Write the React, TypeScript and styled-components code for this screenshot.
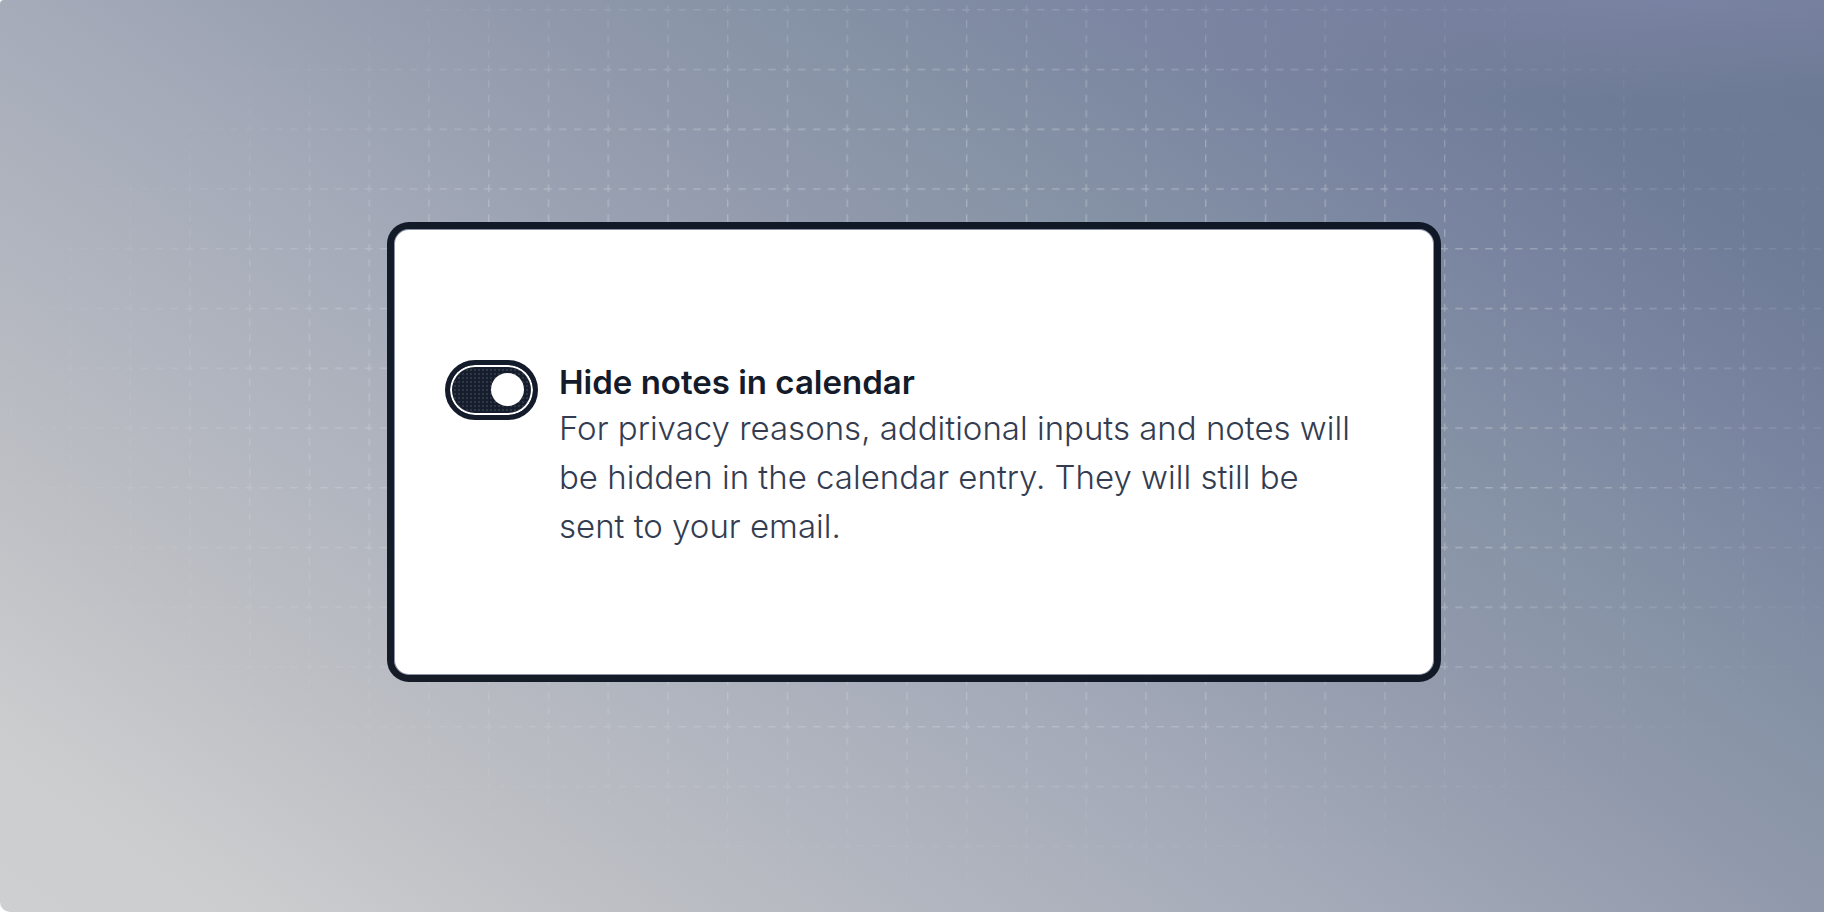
import React, { useState } from "react";
import styled, { createGlobalStyle } from "styled-components";

const GlobalStyle = createGlobalStyle`
  *, *::before, *::after { box-sizing: border-box; }
  body {
    margin: 0;
    background: #ffffff;
    font-family: Inter, "Liberation Sans", sans-serif;
  }
`;

const Stage = styled.main`
  position: relative;
  display: flex;
  align-items: center;
  justify-content: center;
  min-height: calc(100vh - 1px);
  padding: 24px 20px 32px 24px;
  overflow: hidden;
  border-radius: 4px 0 0 10px;
  background:
    radial-gradient(ellipse 800px 100px at 92% 0, rgba(140, 142, 180, 0.4), rgba(140, 142, 180, 0)),
    linear-gradient(
      215deg,
      #6b7994 0%,
      #6f7c97 13%,
      #7984a0 22%,
      #8592a5 33%,
      #939bad 44%,
      #a5abb9 58%,
      #b3b7c0 71%,
      #bdbfc4 80%,
      #cccdcf 92%,
      #cecfd1 100%
    );
`;

const GridBackdrop = styled.svg`
  position: absolute;
  inset: 0;
  width: 100%;
  height: 100%;
`;

const Card = styled.section`
  position: relative;
  display: flex;
  align-items: center;
  width: 100%;
  max-width: 1054px;
  min-height: 460px;
  padding: 54px 51px 48px;
  border: 7px solid rgba(7, 14, 27, 0.92);
  border-radius: 22px;
  background: #ffffff;
  background-clip: padding-box;
  box-shadow: inset 0 0 0 1px #8a92a8;
`;

const Setting = styled.div`
  display: flex;
  align-items: flex-start;
  gap: 21px;
`;

const Switch = styled.input`
  appearance: none;
  display: flex;
  flex: none;
  align-items: center;
  justify-content: flex-end;
  width: 93px;
  height: 60px;
  margin: 0;
  padding: 0 9px;
  border: 5px solid #141b2a;
  border-radius: 30px;
  background: #9aa1ad;
  box-shadow: inset 0 0 0 2px #ffffff;
  cursor: pointer;

  &::before {
    content: "";
    width: 33px;
    height: 33px;
    border-radius: 50%;
    background: #ffffff;
  }

  &:not(:checked) {
    justify-content: flex-start;
  }

  &:checked {
    background:
      radial-gradient(circle at 1px 1px, #2f3644 0 1px, transparent 1px) 0 0 / 4px 4px,
      #161d2c;
  }
`;

const Copy = styled.div`
  display: flex;
  flex-direction: column;
`;

const Title = styled.label`
  color: #141b2a;
  font-size: 33px;
  font-weight: 600;
  line-height: 44px;
  cursor: pointer;
`;

const Description = styled.p`
  max-width: 800px;
  margin: 0;
  color: #333c50;
  font-size: 33px;
  font-weight: 300;
  line-height: 49px;
`;

function DashedGrid() {
  return (
    <GridBackdrop aria-hidden="true">
      <defs>
        <pattern id="cell" x="10" y="9" width="59.75" height="59.75" patternUnits="userSpaceOnUse">
          <path
            d="M0.7 0V59.75M0 0.7H59.75"
            fill="none"
            stroke="#d3d8dc"
            strokeWidth="1.4"
            strokeDasharray="7.5 7.44"
            strokeDashoffset="3.7"
          />
        </pattern>
        <radialGradient id="fade" cx="52%" cy="45%" r="56%">
          <stop offset="0" stopColor="#fff" stopOpacity="0.42" />
          <stop offset="0.6" stopColor="#fff" stopOpacity="0.4" />
          <stop offset="1" stopColor="#fff" stopOpacity="0" />
        </radialGradient>
        <mask id="vignette">
          <rect width="100%" height="100%" fill="url(#fade)" />
        </mask>
      </defs>
      <rect width="100%" height="100%" fill="url(#cell)" mask="url(#vignette)" />
    </GridBackdrop>
  );
}

export default function App() {
  const [hidden, setHidden] = useState(true);

  return (
    <>
      <GlobalStyle />
      <Stage>
        <DashedGrid />
        <Card>
          <Setting>
            <Switch
              id="hide-notes"
              type="checkbox"
              role="switch"
              checked={hidden}
              onChange={(event) => setHidden(event.target.checked)}
              aria-describedby="hide-notes-description"
            />
            <Copy>
              <Title htmlFor="hide-notes">Hide notes in calendar</Title>
              <Description id="hide-notes-description">
                For privacy reasons, additional inputs and notes will be hidden in the calendar
                entry. They will still be sent to your email.
              </Description>
            </Copy>
          </Setting>
        </Card>
      </Stage>
    </>
  );
}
——
= EXERCISE =
In your copy of the listing above, reproduce each line exactly and omit all pictures.

= RESPONSE =
Write the React, TypeScript and styled-components code for this screenshot.
import React, { useState } from "react";
import styled, { createGlobalStyle } from "styled-components";

const GlobalStyle = createGlobalStyle`
  *, *::before, *::after { box-sizing: border-box; }
  body {
    margin: 0;
    background: #ffffff;
    font-family: Inter, "Liberation Sans", sans-serif;
  }
`;

const Stage = styled.main`
  position: relative;
  display: flex;
  align-items: center;
  justify-content: center;
  min-height: calc(100vh - 1px);
  padding: 24px 20px 32px 24px;
  overflow: hidden;
  border-radius: 4px 0 0 10px;
  background:
    radial-gradient(ellipse 800px 100px at 92% 0, rgba(140, 142, 180, 0.4), rgba(140, 142, 180, 0)),
    linear-gradient(
      215deg,
      #6b7994 0%,
      #6f7c97 13%,
      #7984a0 22%,
      #8592a5 33%,
      #939bad 44%,
      #a5abb9 58%,
      #b3b7c0 71%,
      #bdbfc4 80%,
      #cccdcf 92%,
      #cecfd1 100%
    );
`;

const GridBackdrop = styled.svg`
  position: absolute;
  inset: 0;
  width: 100%;
  height: 100%;
`;

const Card = styled.section`
  position: relative;
  display: flex;
  align-items: center;
  width: 100%;
  max-width: 1054px;
  min-height: 460px;
  padding: 54px 51px 48px;
  border: 7px solid rgba(7, 14, 27, 0.92);
  border-radius: 22px;
  background: #ffffff;
  background-clip: padding-box;
  box-shadow: inset 0 0 0 1px #8a92a8;
`;

const Setting = styled.div`
  display: flex;
  align-items: flex-start;
  gap: 21px;
`;

const Switch = styled.input`
  appearance: none;
  display: flex;
  flex: none;
  align-items: center;
  justify-content: flex-end;
  width: 93px;
  height: 60px;
  margin: 0;
  padding: 0 9px;
  border: 5px solid #141b2a;
  border-radius: 30px;
  background: #9aa1ad;
  box-shadow: inset 0 0 0 2px #ffffff;
  cursor: pointer;

  &::before {
    content: "";
    width: 33px;
    height: 33px;
    border-radius: 50%;
    background: #ffffff;
  }

  &:not(:checked) {
    justify-content: flex-start;
  }

  &:checked {
    background:
      radial-gradient(circle at 1px 1px, #2f3644 0 1px, transparent 1px) 0 0 / 4px 4px,
      #161d2c;
  }
`;

const Copy = styled.div`
  display: flex;
  flex-direction: column;
`;

const Title = styled.label`
  color: #141b2a;
  font-size: 33px;
  font-weight: 600;
  line-height: 44px;
  cursor: pointer;
`;

const Description = styled.p`
  max-width: 800px;
  margin: 0;
  color: #333c50;
  font-size: 33px;
  font-weight: 300;
  line-height: 49px;
`;

function DashedGrid() {
  return (
    <GridBackdrop aria-hidden="true">
      <defs>
        <pattern id="cell" x="10" y="9" width="59.75" height="59.75" patternUnits="userSpaceOnUse">
          <path
            d="M0.7 0V59.75M0 0.7H59.75"
            fill="none"
            stroke="#d3d8dc"
            strokeWidth="1.4"
            strokeDasharray="7.5 7.44"
            strokeDashoffset="3.7"
          />
        </pattern>
        <radialGradient id="fade" cx="52%" cy="45%" r="56%">
          <stop offset="0" stopColor="#fff" stopOpacity="0.42" />
          <stop offset="0.6" stopColor="#fff" stopOpacity="0.4" />
          <stop offset="1" stopColor="#fff" stopOpacity="0" />
        </radialGradient>
        <mask id="vignette">
          <rect width="100%" height="100%" fill="url(#fade)" />
        </mask>
      </defs>
      <rect width="100%" height="100%" fill="url(#cell)" mask="url(#vignette)" />
    </GridBackdrop>
  );
}

export default function App() {
  const [hidden, setHidden] = useState(true);

  return (
    <>
      <GlobalStyle />
      <Stage>
        <DashedGrid />
        <Card>
          <Setting>
            <Switch
              id="hide-notes"
              type="checkbox"
              role="switch"
              checked={hidden}
              onChange={(event) => setHidden(event.target.checked)}
              aria-describedby="hide-notes-description"
            />
            <Copy>
              <Title htmlFor="hide-notes">Hide notes in calendar</Title>
              <Description id="hide-notes-description">
                For privacy reasons, additional inputs and notes will be hidden in the calendar
                entry. They will still be sent to your email.
              </Description>
            </Copy>
          </Setting>
        </Card>
      </Stage>
    </>
  );
}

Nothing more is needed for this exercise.